La Cité nationale de l'Histoire de l'Immigration ouvre discrètement ses portes, mercredi, au Palais de la Porte Dorée à Paris, en pleine polémique sur le projet de loi de Brice Hortefeux sur la maîtrise de l'immigration.
L'ouverture de ce nouveau musée national, dont l'idée avait été lancée il y a une quinzaine d'années par quelques historiens avant d'être sérieusement envisagée par Lionel Jospin, alors Premier ministre puis inscrite dans le programme du candidat Chirac en 2002, se fera sans tapage: aucune inauguration officielle n'est prévue pour l'instant.
Certes, Jacques Chirac, qui avait porté le projet lorsqu'il était à l'Elysée, s'y rendra jeudi matin. Mais du côté du gouvernement, seule Christine Albanel (Culture) a promis de venir mercredi soir, à 19h00.
"On a été un peu surpris que la Cité ne suscite pas l'intérêt qu'elle mérite auprès des plus hautes autorités de l'Etat", a déclaré à l'AFP Patrick Weil, un des historiens démissionnaires des instances officielles de la Cité mais qui ont continué à travailler au projet. "C'est quand même un musée qui concerne l'histoire de 20 à 25% de la population française (…) C'est le Ellis Island français et il aurait été naturel que le président de la République l'honore de sa présence", a-t-il ajouté.

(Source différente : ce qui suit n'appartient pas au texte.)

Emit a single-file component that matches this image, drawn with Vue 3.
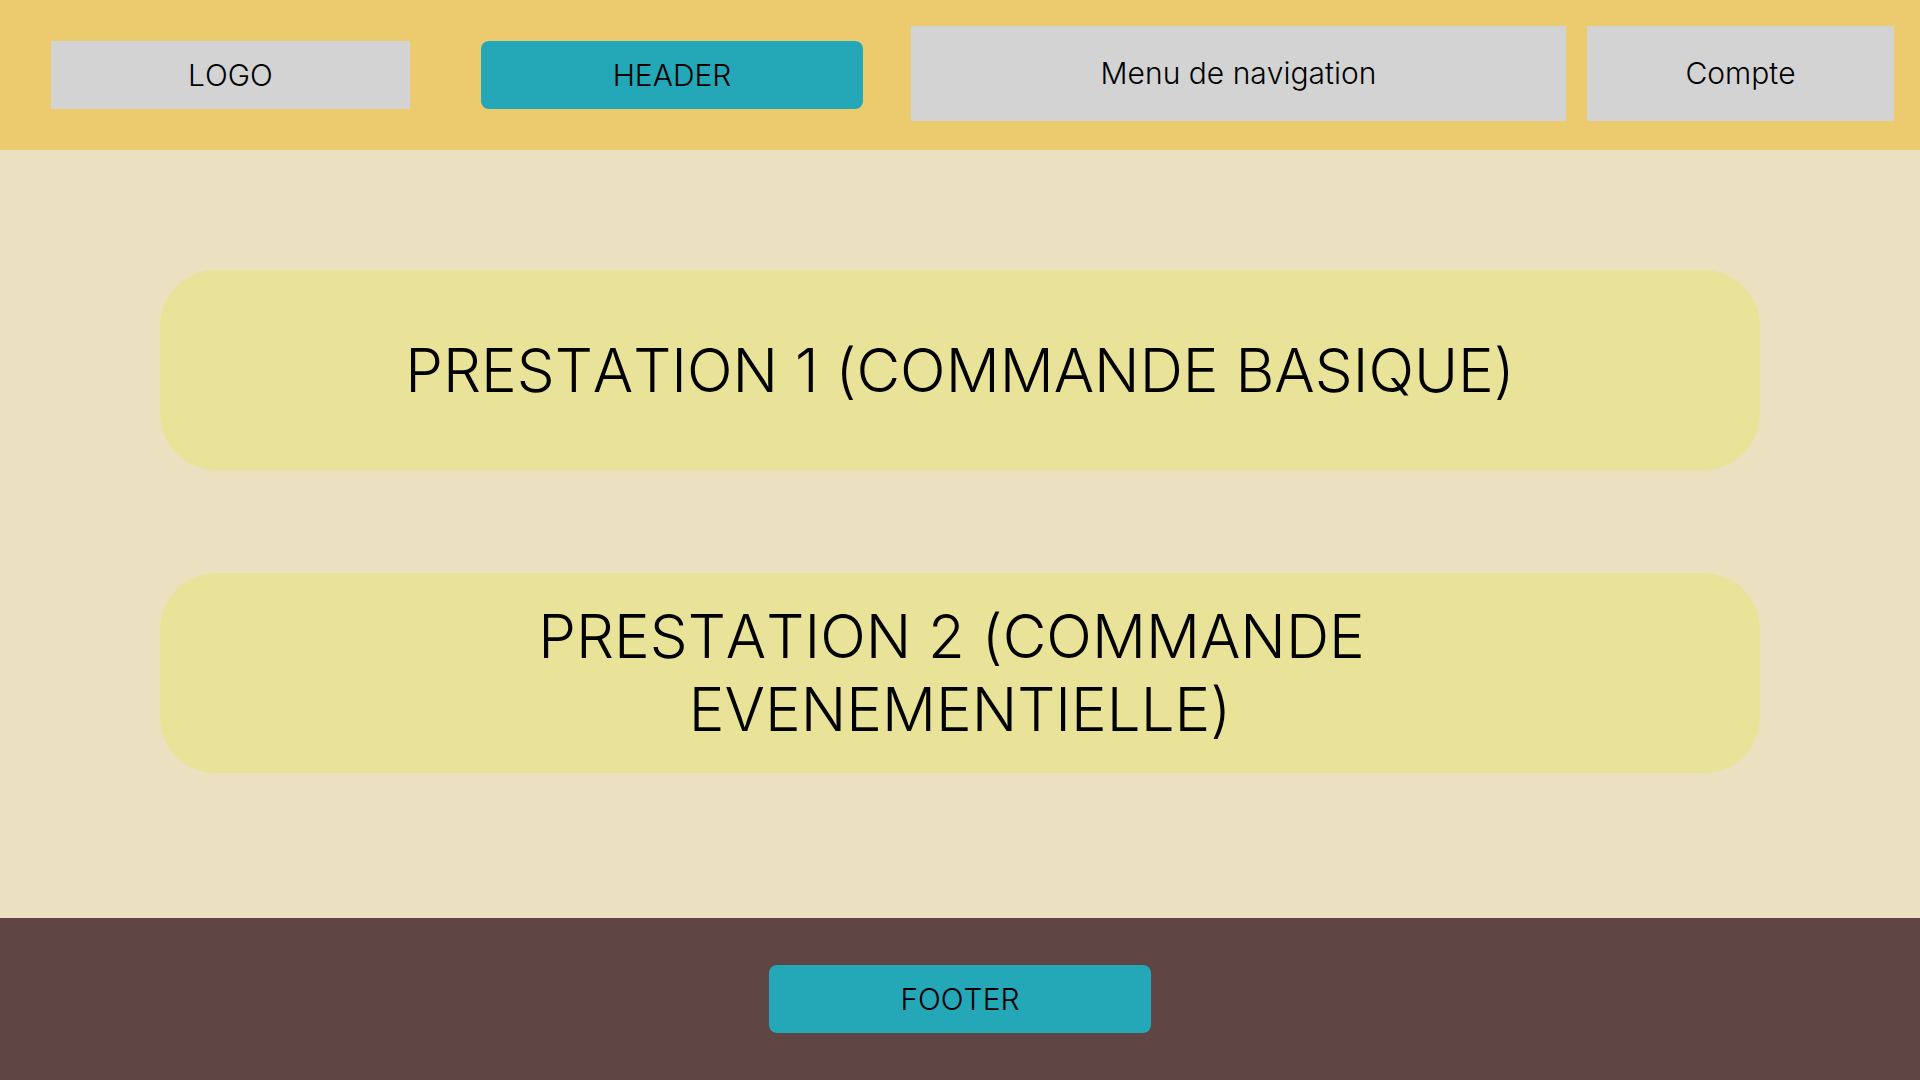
<script setup>
const services = [
  { id: 1, label: 'PRESTATION 1 (COMMANDE BASIQUE)' },
  { id: 2, label: 'PRESTATION 2 (COMMANDE EVENEMENTIELLE)' },
]
</script>

<template>
  <div class="page">
    <header class="top">
      <div class="brand">
        <a class="block logo" href="#">LOGO</a>
        <div class="tag">HEADER</div>
      </div>
      <div class="menu">
        <nav class="block navigation">Menu de navigation</nav>
        <button class="block account" type="button">Compte</button>
      </div>
    </header>

    <main class="services">
      <a v-for="service in services" :key="service.id" class="service" href="#">{{ service.label }}</a>
    </main>

    <footer class="bottom">
      <div class="tag">FOOTER</div>
    </footer>
  </div>
</template>

<style>
body {
  margin: 0;
}
</style>

<style scoped>
.page {
  display: flex;
  flex-direction: column;
  min-height: 100vh;
  background: #ebe0c0;
  color: #000;
  font-family: Inter, "Liberation Sans", sans-serif;
  font-size: 30px;
  font-weight: 300;
  font-kerning: none;
  font-variant-ligatures: no-contextual;
  line-height: 36px;
}

.page * {
  box-sizing: border-box;
}

.top {
  display: flex;
  align-items: flex-start;
  gap: 48px;
  min-height: 150px;
  padding: 0 26px 0 51px;
  background: #ebcb6d;
}

.brand {
  display: flex;
  flex: 812 1 0;
  gap: 71px;
  padding-top: 41px;
}

.menu {
  display: flex;
  flex: 983 1 0;
  gap: 21px;
  padding-top: 26px;
}

.block,
.tag,
.service {
  display: flex;
  align-items: center;
  justify-content: center;
  text-align: center;
  color: inherit;
  text-decoration: none;
}

.block {
  border: 0;
  padding: 0;
  background: #d3d3d3;
  font: inherit;
  font-kerning: none;
  font-variant-ligatures: no-contextual;
}

.logo {
  flex: 359 1 0;
  min-height: 68px;
}

.tag {
  width: 382px;
  min-height: 68px;
  border-radius: 8px;
  background: #24a7b7;
}

.navigation {
  flex: 655 1 0;
  min-height: 95px;
}

.menu .block {
  padding-bottom: 2px;
}

.account {
  flex: 307 1 0;
}

.services {
  display: flex;
  flex: 1;
  flex-direction: column;
  align-items: center;
  gap: 103px;
  padding: 120px 160px 145px;
}

.service {
  width: 100%;
  min-height: 200px;
  padding: 0 200px;
  border-radius: 56px;
  background: #e9e399;
  font-size: 60px;
  line-height: 73px;
  white-space: break-spaces;
}

.bottom {
  display: flex;
  align-items: center;
  justify-content: center;
  min-height: 162px;
  background: #604545;
}
</style>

Le projet de la Cité nationale de l'histoire de l'immigration (CNHI), dont la présidence est assurée par Jacques Toubon et Jean-François Roverato, est de
"faire connaître et reconnaître l'apport de l'immigration en France". Le projet, qui a mis des années à voir le jour, a été concrétisé en juillet 2004 par le Premier ministre Jean-Pierre Raffarin, qui avait alors annoncé sa création sur le site du Palais de la Porte Dorée, construit à l'occasion de l'exposition coloniale de 1931 et devenu, après plusieurs avatars, musée des Arts africains et océaniens. Huit universitaires avaient annoncé leur démission des instances officielles de la Cité au printemps dernier pour protester contre l'instauration d'un ministère de "l'immigration et de l'identité nationale". Ils n'en avaient pas moins continué leurs travaux sous la houlette de Jacques Toubon. Un autre de ces historiens, Gérard Noiriel, a estimé mardi que "s'il n'y a pas d'inauguration officielle, c'est parce que ça coince. Notre discours, qui est de montrer les apports de l'immigration n'est pas celui de la suspicion généralisée de l'immigrant avec l'instauration de tests ADN". Soucieuse de dédramatiser le thème de l'immigration, la Cité offre un regard sur 200 ans d'histoire. "Or, explique Jacques Toubon, cette histoire est quasiment méconnue et elle n'est pas reconnue. Faute de perspective historique,la plupart de nos concitoyens vivent l'immigration comme un phénomène récent (…) alors que toute l'histoire fait le récit d'une immigration constitutive d'une part importante de la réalité française". En l'absence d'inauguration officielle, la Ligue des Droits de l'Homme et d'autres associations ont appelé mercredi matin à une "inauguration citoyenne" de la Cité.
L'ouverture des portes au public intervient alors que le thème de l'immigration semble polarisé par le projet de Brice Hortefeux sur la maîtrise de l'immigration et particulièrement sur l'amendement instaurant des tests ADN pour les candidats au regroupement familial.
Fadela Amara, la secrétaire d'Etat à la politique de la Ville, en jugeant "dégueulasse" d'instrumentaliser ainsi l'immigration a fait rebondir un débat
qui devrait être tranché le 16 octobre par une Commission mixte paritaire.